Given that interest rates are so low in the UK and the inflation rate is so low, the Bank of England is seeking to accelerate the velocity flow of money to cause the inflation rate to rise towards the 2% benchmark, at which point interest rates will likely rise by 25 basis points. The MPC (Monetary Policy Committee) voted 7/2 to maintain the bank rate at 0.75% when it last met in December. Those in favour of a rate cut are concerned about the job market in the UK and are seeking to make things cheaper to encourage spending.
It is worth pointing out that currency pairs like the GBP/USD do not function in isolation. They are correlated with other currency pairs; sometimes positive correlations exist such as the EUR/USD pair, and at other times, the correlations are negative such as with the USD/CHF pair. The British pound reacts similarly to other major European currencies like the euro and the Swiss franc, that’s why the positive correlation exists.
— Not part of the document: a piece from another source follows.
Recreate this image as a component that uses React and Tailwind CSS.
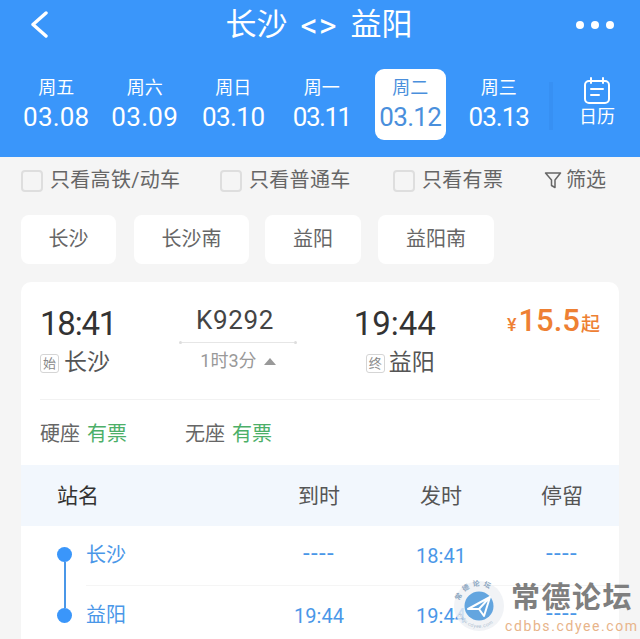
import React from "react";

const days = [
  ["周五", "03.08", false, "tracking-[0.2px]"],
  ["周六", "03.09", false, "tracking-[0.3px]"],
  ["周日", "03.10", false, "-tracking-[0.6px]"],
  ["周一", "03.11", false, "-tracking-[1.5px]"],
  ["周二", "03.12", true, "-tracking-[0.7px]"],
  ["周三", "03.13", false, "-tracking-[1px]"],
];

function Check({ label, className }) {
  return (
    <div className={`flex items-center gap-[7px] ${className}`}>
      <span className="w-[22px] h-[22px] rounded-[4px] border-2 border-[#dedede] bg-[#f5f5f5]" />
      <span className="text-[20px] leading-[24px] tracking-[0.3px] text-[#666666] -mt-[3px]">{label}</span>
    </div>
  );
}

function Chip({ w, label }) {
  return (
    <div className={`h-[49px] ${w} bg-white rounded-[8px] flex items-center justify-center pb-[2px] text-[20px] text-[#666666]`}>
      {label}
    </div>
  );
}

function Dash() {
  return <span className="text-[24px] leading-[24px] tracking-[1.4px] relative -top-[2px]">----</span>;
}

function Row({ name, arr, dep, stop, border }) {
  return (
    <div className={`flex items-center h-[60px] text-[#4a97e8] text-[20px] ${border ? "border-b border-[#f5f5f5]" : ""}`}>
      <div className="w-[183px] -mt-[2px]">{name}</div>
      <div className="w-[100px] text-center">{arr}</div>
      <div className="w-[100px] ml-[22px] text-center">{dep}</div>
      <div className="w-[100px] ml-[21px] text-center">{stop}</div>
    </div>
  );
}

export default function App() {
  return (
    <div className="relative w-[640px] h-[639px] overflow-hidden bg-[#f5f5f5] font-['Roboto','Noto_Sans_CJK_SC',sans-serif]">
      {/* blue header */}
      <div className="h-[157px] bg-[#3a96fa] text-white">
        <div className="h-[50px] flex items-center justify-between pl-[30px] pr-[26px]">
          <svg width="18" height="28" viewBox="0 0 18 28" fill="none" stroke="white" strokeWidth="3.4" strokeLinecap="round" strokeLinejoin="round">
            <path d="M16 2 L3 13.5 L16 25" />
          </svg>
          <div className="flex items-center gap-[13px] text-[31px] leading-[36px] ml-[14px]">
            <span>长沙</span>
            <span className="tracking-[1px] text-[34px]">&lt;&gt;</span>
            <span>益阳</span>
          </div>
          <div className="flex gap-[7px]">
            <span className="w-[8px] h-[8px] rounded-full bg-white" />
            <span className="w-[8px] h-[8px] rounded-full bg-white" />
            <span className="w-[8px] h-[8px] rounded-full bg-white" />
          </div>
        </div>
        <div className="flex items-start pl-[12px] pt-[19px]">
          {days.map(([d, n, active, track]) => (
            <div key={n} className="w-[88.5px] flex justify-center">
              <div className={`w-[71px] h-[71px] rounded-[9px] flex flex-col items-center pt-[7px] ${active ? "bg-white text-[#4a8fdc]" : ""}`}>
                <div className="text-[18px] leading-[24px]">{d}</div>
                <div className={`text-[26px] leading-[30px] mt-[2px] whitespace-nowrap ${track}`}>{n}</div>
              </div>
            </div>
          ))}
          <div className="w-[4px] h-[48px] mt-[13px] ml-[6px] bg-[#3790f3]" />
          <div className="flex flex-col items-center ml-[26px] pt-[8px]">
            <svg width="28" height="27" viewBox="0 0 28 27" fill="none" stroke="white" strokeWidth="2" strokeLinecap="round">
              <rect x="2" y="4" width="24" height="22" rx="4" />
              <path d="M8 1v5M20 1v5M8 12h12M8 18h8" />
            </svg>
            <div className="text-[18px] leading-[24px] mt-[1px]">日历</div>
          </div>
        </div>
      </div>

      {/* filters */}
      <div className="flex items-center h-[47px] pl-[21px] pt-[1px]">
        <Check label="只看高铁/动车" className="w-[199px]" />
        <Check label="只看普通车" className="w-[173px]" />
        <Check label="只看有票" className="w-[151px]" />
        <div className="flex items-center gap-[4px] text-[20px] text-[#666666] -mt-[3px]">
          <svg width="18" height="18" viewBox="0 0 18 18" fill="none" stroke="#666666" strokeWidth="1.5" strokeLinejoin="round">
            <path d="M1.5 2h15L11 9v7.5L7.5 14.5V9z" />
          </svg>
          <span>筛选</span>
        </div>
      </div>

      {/* chips */}
      <div className="flex mt-[11px] pl-[21px]">
        <Chip w="w-[95px]" label="长沙" />
        <Chip w="w-[115px] ml-[18px]" label="长沙南" />
        <Chip w="w-[96px] ml-[16px]" label="益阳" />
        <Chip w="w-[116px] ml-[17px]" label="益阳南" />
      </div>

      {/* card */}
      <div className="mt-[18px] mx-[21px] w-[598px] bg-white rounded-t-[10px]">
        <div className="mx-[19px] h-[118px] border-b border-[#f2f2f2] flex">
          <div className="w-[140px] pt-[22px]">
            <div className="text-[33px] leading-[40px] text-[#333333] whitespace-nowrap -tracking-[1.2px]">18:41</div>
            <div className="flex items-center gap-[5px] mt-[3px]">
              <span className="w-[19px] h-[19px] border border-[#d5d5d5] rounded-[3px] text-[13px] leading-[17px] text-center text-[#888888]">始</span>
              <span className="text-[23px] leading-[32px] text-[#555555]">长沙</span>
            </div>
          </div>
          <div className="w-[118px] pt-[20px] flex flex-col items-center">
            <div className="text-[26px] leading-[36px] text-[#444444] tracking-[0.6px] -ml-[6px]">K9292</div>
            <div className="w-full flex items-center mt-[3px]">
              <span className="w-[3px] h-[3px] rounded-full bg-[#dddddd]" />
              <span className="flex-1 h-[1px] bg-[#e6e6e6]" />
              <span className="w-[3px] h-[3px] rounded-full bg-[#dddddd]" />
            </div>
            <div className="flex items-center gap-[7px] mt-[5px] text-[18px] leading-[24px] text-[#999999]">
              <span>1时3分</span>
              <span className="w-0 h-0 border-x-[6px] border-x-transparent border-b-[7px] border-b-[#999999]" />
            </div>
          </div>
          <div className="w-[139px] ml-[58px] pt-[22px]">
            <div className="text-[33px] leading-[40px] text-[#333333] whitespace-nowrap -ml-[1px]">19:44</div>
            <div className="flex items-center gap-[4px] mt-[3px] ml-[11px]">
              <span className="w-[19px] h-[19px] border border-[#d5d5d5] rounded-[3px] text-[13px] leading-[17px] text-center text-[#888888]">终</span>
              <span className="text-[23px] leading-[32px] text-[#555555]">益阳</span>
            </div>
          </div>
          <div className="ml-[14px] pt-[20px] flex items-baseline text-[#ee8033] font-medium whitespace-nowrap">
            <span className="text-[18px] mr-[2px]">¥</span>
            <span className="text-[31px] leading-[38px]">15.5</span>
            <span className="text-[19px] ml-[1px]">起</span>
          </div>
        </div>

        <div className="h-[65px] pl-[19px] pt-[2px] flex items-center text-[20px] text-[#666666]">
          <span>硬座</span>
          <span className="ml-[7px] text-[#4caf68]">有票</span>
          <span className="ml-[58px]">无座</span>
          <span className="ml-[7px] text-[#4caf68]">有票</span>
        </div>

        <div className="h-[61px] bg-[#f2f7fd] flex items-center pt-[3px] text-[21px] text-[#555555]">
          <div className="w-[248px] pl-[36px] text-[#333333]">站名</div>
          <div className="w-[100px] text-center">到时</div>
          <div className="w-[100px] ml-[22px] text-center">发时</div>
          <div className="w-[100px] ml-[21px] text-center">停留</div>
        </div>

        <div className="flex pl-[36px]">
          <div className="w-[29px] flex flex-col items-start pt-[21px]">
            <span className="w-[15px] h-[15px] rounded-full bg-[#3a96fa]" />
            <span className="w-[2px] h-[46px] ml-[6.5px] bg-[#4a97e8]" />
            <span className="w-[15px] h-[15px] rounded-full bg-[#3a96fa]" />
          </div>
          <div className="flex-1">
            <Row name="长沙" arr={<Dash />} dep="18:41" stop={<Dash />} border />
            <Row name="益阳" arr="19:44" dep="19:44" stop={<Dash />} />
          </div>
        </div>
      </div>

      {/* watermark */}
      <div className="absolute left-[453px] top-[580px] flex pointer-events-none">
        <svg width="52" height="52" viewBox="0 0 52 52" className="opacity-80">
          <defs>
            <path id="ringTop" d="M6 26 A20 20 0 0 1 46 26" />
            <path id="ringBottom" d="M4 26 A22 22 0 0 0 48 26" />
          </defs>
          <circle cx="26" cy="26" r="25" fill="#eef1f5" />
          <text fontSize="7" fontWeight="700" fill="#6f8fb0" letterSpacing="3">
            <textPath href="#ringTop" startOffset="8%">常德论坛</textPath>
          </text>
          <text fontSize="5" fill="#9fb2c6" letterSpacing="0.4">
            <textPath href="#ringBottom" startOffset="12%">www.cdyee.com</textPath>
          </text>
          <circle cx="26" cy="26" r="14.5" fill="#3d8fd8" />
          <path d="M15 29 L37 17 L31 36 L26 29 Z M26 29 L37 17" fill="none" stroke="#ffffff" strokeWidth="2" strokeLinejoin="round" />
        </svg>
        <div className="ml-[6px] flex flex-col items-start -mt-[1px]">
          <div className="text-[29px] leading-[38px] font-bold text-[#7f7f7f] tracking-[1.5px] whitespace-nowrap">常德论坛</div>
          <div className="text-[14px] leading-[16px] -ml-[6px] mt-[1px] text-[#e8b48a] tracking-[1.6px] whitespace-nowrap">cdbbs.cdyee.com</div>
        </div>
      </div>
    </div>
  );
}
Economic Calendar of Events
In the case of The Cable (GBP/USD), upcoming economic indicators can have an outsized impact on the value of the trading activity that takes place. These include the following:
- US inflation rate
- US core inflation rate
- GB inflation rate
- US retail sales
- GB claimant count change
- US durable goods orders
- US Federal interest rate decision
- BOE interest rate decision
- US GDP growth rate
- GB GfK consumer confidence
- US personal income
- US personal spending
Trading Tips to Consider
A myriad of other economic events can have a greater or lesser impact on forex trading activity at any given point. Sometimes, geopolitical events will overshadow economic announcements leading to whipsaw activity in the forex markets. Ongoing Brexit negotiations, US elections, tensions in the Middle East, and natural disasters can shift the needle with Forex trading. There are also technical and fundamental trading tips to take into consideration, allowing for more successful trading sessions, provided the requisite research and due diligence has been conducted. This introductory guide provides a starting point for GBP/USD traders entering the $5 trillion + per day currency trading arena.